Options : A ) ( 4 , 0 )

B) R-{ 4 , 0 , -4 }

C) {0}

D) None

How to find p = 0 , without having to analyse the graph ?

Answer 1

let $p \in \mathbb R$, $2x-3 < 2x+3$, so if $0\leq2x-3$, $x \in [\frac{3}{2},\infty)$, the equation turns to be: $$4x=px+6$$ this is linear equation so there is at most one solution.

if $2x+3 \leq 0 $,$x \in (-\infty,-\frac{3}{2}]$ the equation turns to be: $$-4x=px+6$$ this is linear equation so there is at most one solution.

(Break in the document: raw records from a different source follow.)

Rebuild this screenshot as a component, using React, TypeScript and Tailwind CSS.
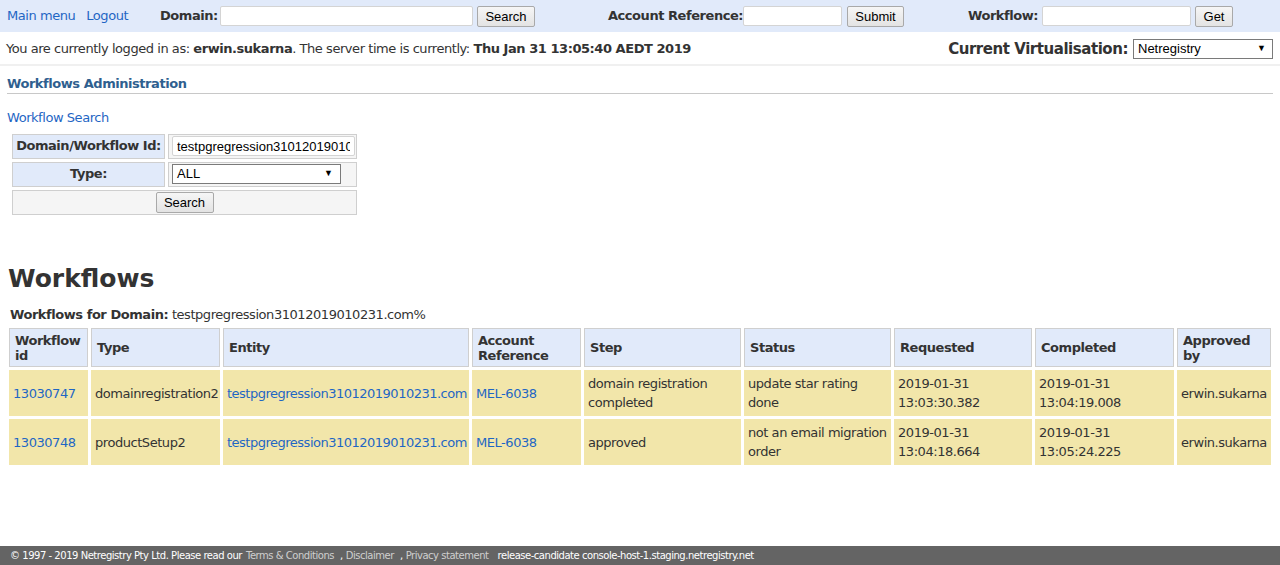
import React from 'react';

const rows = [
  {
    id: '13030747',
    type: 'domainregistration2',
    entity: 'testpgregression31012019010231.com',
    account: 'MEL-6038',
    step: 'domain registration completed',
    status: 'update star rating done',
    requested: ['2019-01-31', '13:03:30.382'],
    completed: ['2019-01-31', '13:04:19.008'],
    approvedBy: 'erwin.sukarna',
  },
  {
    id: '13030748',
    type: 'productSetup2',
    entity: 'testpgregression31012019010231.com',
    account: 'MEL-6038',
    step: 'approved',
    status: 'not an email migration order',
    requested: ['2019-01-31', '13:04:18.664'],
    completed: ['2019-01-31', '13:05:24.225'],
    approvedBy: 'erwin.sukarna',
  },
];

const headers = [
  { label: 'Workflow id', w: 'w-[79px]' },
  { label: 'Type', w: 'w-[129px]' },
  { label: 'Entity', w: 'w-[246px]' },
  { label: 'Account Reference', w: 'w-[109px]' },
  { label: 'Step', w: 'w-[157px]' },
  { label: 'Status', w: 'w-[147px]' },
  { label: 'Requested', w: 'w-[138px]' },
  { label: 'Completed', w: 'w-[139px]' },
  { label: 'Approved by', w: 'w-[94px]' },
];

const btn =
  "h-[21px] rounded-[2px] border border-[#a9a9a9] bg-gradient-to-b from-[#f6f6f6] to-[#e3e3e3] px-[6px] font-['Liberation_Sans',Arial,sans-serif] text-[13px] leading-none text-black tracking-normal";
const input =
  "h-[20px] rounded-[2px] border border-[#d4d4d4] bg-white px-[4px] font-['Liberation_Sans',Arial,sans-serif] text-[13px] text-black outline-none tracking-normal";

const App: React.FC = () => {
  return (
    <div className="min-h-[565px] flex flex-col bg-white font-['DejaVu_Sans',Verdana,sans-serif] text-[12px] text-[#333] tracking-[-0.45px]">
      {/* top bar */}
      <div className="h-[32px] bg-[#e1eafa] flex items-center pl-[7px] whitespace-nowrap">
        <div className="w-[153px] flex gap-[11px] text-[#1f66c4] text-[13px]">
          <a>Main menu</a>
          <a>Logout</a>
        </div>
        <span className="font-bold text-[13px] w-[60px]">Domain:</span>
        <input className={`${input} w-[253px]`} defaultValue="" />
        <button className={`${btn} ml-[4px] w-[58px]`}>Search</button>
        <span className="font-bold text-[13px] ml-[73px] w-[135px]">Account Reference:</span>
        <input className={`${input} w-[99px]`} defaultValue="" />
        <button className={`${btn} ml-[5px] w-[57px]`}>Submit</button>
        <span className="font-bold text-[13px] ml-[64px] w-[74px]">Workflow:</span>
        <input className={`${input} w-[149px]`} defaultValue="" />
        <button className={`${btn} ml-[4px] w-[38px]`}>Get</button>
      </div>

      {/* status line */}
      <div className="h-[34px] flex items-center justify-between pl-[6px] pr-[7px] pt-[2px] border-b-2 border-[#f0f0f0]">
        <div className="text-[13px]">
          You are currently logged in as: <b>erwin.sukarna</b>. The server time is currently:{' '}
          <b>Thu Jan 31 13:05:40 AEDT 2019</b>
        </div>
        <div className="flex items-center gap-[5px]">
          <span className="font-bold text-[15px]">Current Virtualisation:</span>
          <div className="w-[140px] h-[20px] border border-[#7a7a7a] bg-white flex items-center justify-between pl-[4px] pr-[6px] font-['Liberation_Sans',Arial,sans-serif] text-[13px] text-black tracking-normal">
            <span>Netregistry</span>
            <span className="text-[9px]">▼</span>
          </div>
        </div>
      </div>

      {/* admin heading */}
      <div className="px-[7px] pt-[10px]">
        <div className="font-bold text-[13px] leading-[16px] text-[#2f5f8f] pb-[1px] border-b border-[#c8c8c8]">
          Workflows Administration
        </div>
        <a className="block mt-[14px] text-[13px] text-[#1f66c4]">Workflow Search</a>
      </div>

      {/* search form */}
      <table className="ml-[9px] mt-[3px] w-[351px] border-separate border-spacing-[3px] text-[13px]">
        <tbody>
          <tr className="h-[25px]">
            <td className="w-[155px] border border-[#cfcfcf] bg-[#e1eafa] text-center font-bold">Domain/Workflow Id:</td>
            <td className="border border-[#cfcfcf] bg-[#f5f5f5] pl-[3px] pr-[1px]">
              <input className={`${input} w-[183px]`} defaultValue="testpgregression31012019010231.com%" />
            </td>
          </tr>
          <tr className="h-[25px]">
            <td className="border border-[#cfcfcf] bg-[#e1eafa] text-center font-bold">Type:</td>
            <td className="border border-[#cfcfcf] bg-[#f5f5f5] pl-[3px]">
              <div className="w-[169px] h-[20px] border border-[#7a7a7a] bg-white flex items-center justify-between pl-[4px] pr-[7px] font-['Liberation_Sans',Arial,sans-serif] text-[13px] text-black tracking-normal">
                <span>ALL</span>
                <span className="text-[9px]">▼</span>
              </div>
            </td>
          </tr>
          <tr className="h-[25px]">
            <td colSpan={2} className="border border-[#cfcfcf] bg-[#f5f5f5] text-center">
              <button className={`${btn} w-[58px]`}>Search</button>
            </td>
          </tr>
        </tbody>
      </table>

      {/* workflows */}
      <h1 className="ml-[8px] mt-[46px] font-bold text-[25px] leading-[30px] tracking-normal">Workflows</h1>
      <div className="ml-[10px] mt-[11px] text-[13px]">
        <b>Workflows for Domain:</b> testpgregression31012019010231.com%
      </div>
      <table className="ml-[6px] mt-[1px] w-[1268px] table-fixed border-separate border-spacing-[3px] text-[13px]">
        <thead>
          <tr className="h-[39px]">
            {headers.map(h => (
              <th
                key={h.label}
                className={`${h.w} border border-[#cfcfcf] bg-[#e1eafa] px-[5px] text-left align-middle font-bold leading-[15px]`}
              >
                {h.label}
              </th>
            ))}
          </tr>
        </thead>
        <tbody>
          {rows.map(r => (
            <tr key={r.id} className="h-[46px] bg-[#f2e6aa]">
              <td className="px-[4px] text-[#1f66c4] leading-[19px]">{r.id}</td>
              <td className="px-[4px] leading-[19px]">{r.type}</td>
              <td className="px-[4px] text-[#1f66c4] leading-[19px] whitespace-nowrap tracking-[-0.5px]">{r.entity}</td>
              <td className="px-[4px] text-[#1f66c4] leading-[19px]">{r.account}</td>
              <td className="px-[4px] leading-[19px]">{r.step}</td>
              <td className="px-[4px] leading-[19px]">{r.status}</td>
              <td className="px-[4px] leading-[19px]">
                {r.requested[0]}
                <br />
                {r.requested[1]}
              </td>
              <td className="px-[4px] leading-[19px]">
                {r.completed[0]}
                <br />
                {r.completed[1]}
              </td>
              <td className="px-[4px] leading-[19px]">{r.approvedBy}</td>
            </tr>
          ))}
        </tbody>
      </table>

      <div className="flex-1" />

      {/* footer */}
      <div className="h-[19px] bg-[#646464] flex items-center pl-[10px] text-[10px] text-white tracking-[-0.47px] whitespace-nowrap">
        <span>© 1997 - 2019 Netregistry Pty Ltd. Please read our</span>
        <a className="ml-[4px] text-[#cfcfcf]">Terms &amp; Conditions</a>
        <span className="ml-[6px]">,</span>
        <a className="ml-[3px] text-[#cfcfcf]">Disclaimer</a>
        <span className="ml-[6px]">,</span>
        <a className="ml-[3px] text-[#cfcfcf]">Privacy statement</a>
        <span className="ml-[9px]">release-candidate console-host-1.staging.netregistry.net</span>
      </div>
    </div>
  );
};

export default App;
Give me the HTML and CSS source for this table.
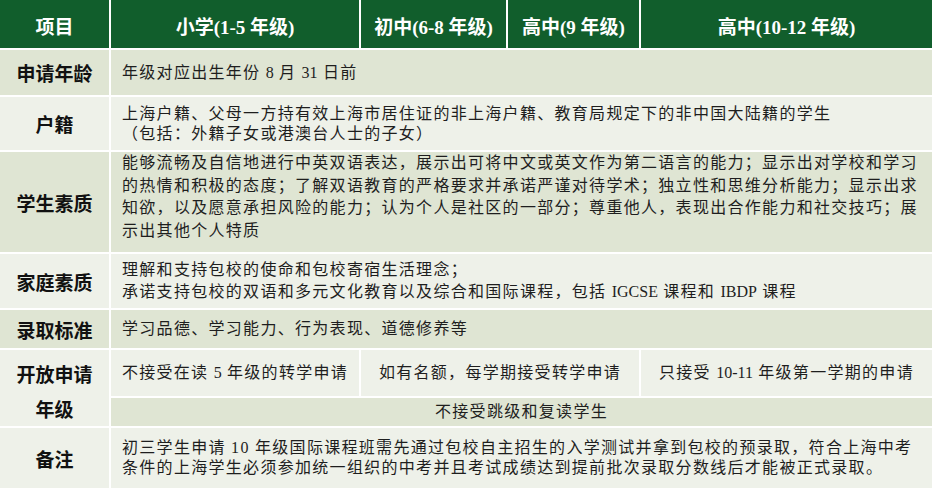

if $2x-3<0$ and $0 <2x+3$, $x \in [-\frac{3}{2},\frac{3}{2}]$ we have: $$ px=0$$

so we need $p$ such that we will have at least three solution, $0$ is always a solution,and if $p=0$, we have that the last equation has many solution(more than 3 , $x \in (-1.5,1.5)$ is a solution), so $p=0$ has more than two solutions,if $ p\neq 0$ and we have that $x=\frac{6}{(4-p)}$ and $x \in [\frac{3}{2},\infty)$ is a solution (there is one solution if $0 \leq p < 4$) and $x=-\frac{6}{(4+p)}$ and $x \in (-\infty,-\frac{3}{2}]$ (there is one solution if $-4<p\leq0$) when $p \neq 4,-4$, so we have that the set of real values $p$ that the equation has more than two solutions is $\{0\}$, the set of real valued $p$ that have two or more solutions is $(4,-4)$.